Lawrence of Arabia’s War: The Arabs, the British and the Remaking of the Middle East in WWI, by Neil Faulkner, Yale University Press, New Haven and London, 2016, $37.50

Published on the centennial of the World War I Arab Revolt, Lawrence of Arabia’s War sheds new light on British intelligence officer T.E. Lawrence’s role in the conflicts that established the boundaries of the present-day Middle East. The epic story of an epic figure, this 552-page volume is the culmination of a decade of field research in Jordan by the Archaeological Institute of America’s Great Arab Revolt Project and a fresh study of the campaigns that raged in the Middle East during the war. Lawrence himself recorded the story in his classic war memoir Seven Pillars of Wisdom. It is fortunate he did, as Arab participants kept no such written records, and Turkish sources remain closed, most likely to conceal the genocide of the Armenian people.

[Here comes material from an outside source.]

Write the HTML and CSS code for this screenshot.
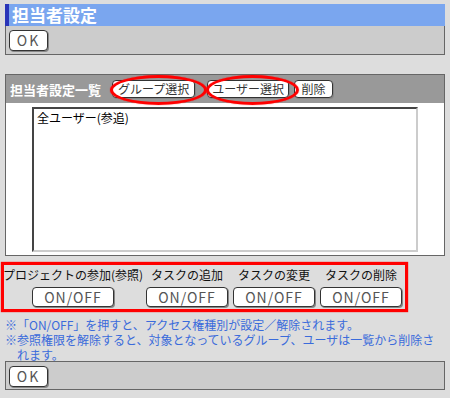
FILE: index.html
```html
<!DOCTYPE html>
<html lang="ja">
<head>
    <meta charset="UTF-8">
    <title>担当者設定</title>
    <link rel="stylesheet" href="styles.css">
</head>
<body>
    <div class="page">
        <div class="title-bar">担当者設定</div>
        <div class="action-box">
            <button class="btn btn-ok">OK</button>
        </div>

        <div class="list-head">
            <span class="list-title">担当者設定一覧</span>
            <button class="btn btn-small btn-group">グループ選択</button>
            <button class="btn btn-small btn-user">ユーザー選択</button>
            <button class="btn btn-small btn-del">削除</button>
            <span class="mark mark-group"></span>
            <span class="mark mark-user"></span>
        </div>
        <div class="list-body">
            <div class="listbox">
                <div class="list-item">全ユーザー(参追)</div>
            </div>
        </div>
    </div>

    <div class="perm-box">
        <div class="perm-col col-wide">
            <span class="perm-label">プロジェクトの参加(参照)</span>
            <button class="btn btn-toggle">ON/OFF</button>
        </div>
        <div class="perm-col">
            <span class="perm-label">タスクの追加</span>
            <button class="btn btn-toggle">ON/OFF</button>
        </div>
        <div class="perm-col">
            <span class="perm-label">タスクの変更</span>
            <button class="btn btn-toggle">ON/OFF</button>
        </div>
        <div class="perm-col">
            <span class="perm-label">タスクの削除</span>
            <button class="btn btn-toggle">ON/OFF</button>
        </div>
    </div>

    <div class="page">
        <div class="notes">
            <p class="note">※「ON/OFF」を押すと、アクセス権種別が設定／解除されます。</p>
            <p class="note">※参照権限を解除すると、対象となっているグループ、ユーザは一覧から削除されます。</p>
        </div>
        <div class="action-box bottom">
            <button class="btn btn-ok">OK</button>
        </div>
    </div>
</body>
</html>
```

FILE: styles.css
```css
body {
    margin: 0;
    padding-top: 4px;
    background: #dddddd;
    font-family: "Noto Sans CJK JP", "Noto Sans", sans-serif;
    font-size: 12px;
    color: #000;
}

.page {
    margin-left: 5px;
    width: 440px;
}

.title-bar {
    height: 22px;
    line-height: 22px;
    background: #7aa6ef;
    border-left: 4px solid #2a35b8;
    padding-left: 3px;
    color: #fff;
    font-size: 17px;
    font-weight: bold;
    box-sizing: border-box;
}

.action-box {
    height: 29px;
    background: #cccccc;
    border: 1px solid #666;
    border-top: none;
    box-sizing: border-box;
    padding: 4px 0 0 3px;
}

.action-box.bottom {
    border-top: 1px solid #666;
}

.btn {
    background: #fff;
    border: 1px solid #333;
    border-radius: 4px;
    box-shadow: 1px 1px 0 #888;
    font-family: "Noto Sans CJK JP", "Noto Sans", sans-serif;
    color: #444;
    padding: 0;
    cursor: pointer;
}

.btn-ok {
    width: 39px;
    height: 21px;
    font-size: 14px;
    letter-spacing: 2px;
    line-height: 19px;
    color: #555;
}

/* 一覧 */
.list-head {
    position: relative;
    margin-top: 19px;
    height: 29px;
    background: #999999;
    border: 1px solid #666;
    border-bottom: none;
    box-sizing: border-box;
    display: flex;
    align-items: center;
    padding-left: 4px;
}

.list-title {
    color: #fff;
    font-size: 13px;
    font-weight: bold;
    margin-right: 11px;
}

.btn-small {
    height: 18px;
    font-size: 12px;
    line-height: 16px;
    color: #333;
    padding: 0 4px;
}

.btn-group { width: 83px; }
.btn-user { width: 82px; margin-left: 12px; }
.btn-del { width: 39px; margin-left: 5px; }

.mark {
    position: absolute;
    border: 3px solid #f00;
    border-radius: 50%;
    box-shadow: 0 0 1px #f00;
    box-sizing: border-box;
}

.mark-group { left: 104px; top: 0; width: 97px; height: 30px; }
.mark-user { left: 200px; top: 0; width: 93px; height: 30px; }

.list-body {
    height: 153px;
    background: #fff;
    border: 1px solid #666;
    border-top: none;
    box-sizing: border-box;
    padding: 4px 0 0 26px;
}

.listbox {
    width: 386px;
    height: 145px;
    box-sizing: border-box;
    border-top: 2px solid #444;
    border-left: 2px solid #444;
    border-right: 2px solid #ccc;
    border-bottom: 2px solid #ccc;
    background: #fff;
}

.list-item {
    padding: 1px 0 0 3px;
    font-size: 12px;
    line-height: 15px;
}

/* アクセス権 */
.perm-box {
    margin: 6px 0 0 1px;
    width: 407px;
    height: 50px;
    border: 3px solid #f00;
    box-shadow: 0 0 1px #f00;
    box-sizing: border-box;
    display: flex;
    gap: 5px;
    padding: 2px 0 0 1px;
}

.perm-col {
    display: flex;
    flex-direction: column;
    align-items: center;
    width: 82px;
}

.perm-col.col-wide {
    width: 136px;
}

.perm-label {
    font-size: 12px;
    line-height: 16px;
    white-space: nowrap;
    margin-bottom: 4px;
    color: #111;
}

.btn-toggle {
    width: 82px;
    height: 20px;
    font-size: 14px;
    line-height: 18px;
    letter-spacing: 1px;
    color: #555;
}

.notes {
    padding-top: 5px;
    height: 44px;
}

.note {
    margin: 0;
    color: #3a6bdb;
    font-size: 12px;
    line-height: 15px;
    padding-left: 12px;
    text-indent: -12px;
}
```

While participating in a 1914 British military survey of the Sinai Peninsula, Lawrence took careful note of the conditions. “I can travel on a thistle and sleep in a cloak on the ground,” he wrote to a friend. “It shows how easy it is in an absolutely deserted country to defy a government.”

In the early years of the war Lawrence, aside from a brief foray to Mesopotamia, was essentially deskbound in Cairo—“nailed within that office,” as he put it. That changed in October 1916 when his superiors sent him first to the Hejaz region, along the west coast of the Red Sea, and then on a 100-mile journey inland to find the Hashemite Emir Faisal, “the leader alone needed to make the Arab Revolt win through to a success.”

The close bond that developed between the British officer and the future king of both Syria and Iraq helped propel the Arabs to decisive victory in Damascus in October 1918. Lawrence of Arabia’s War is a thorough history of a legendary military campaign, the end of the Ottoman empire and the rise of Arab nationalism.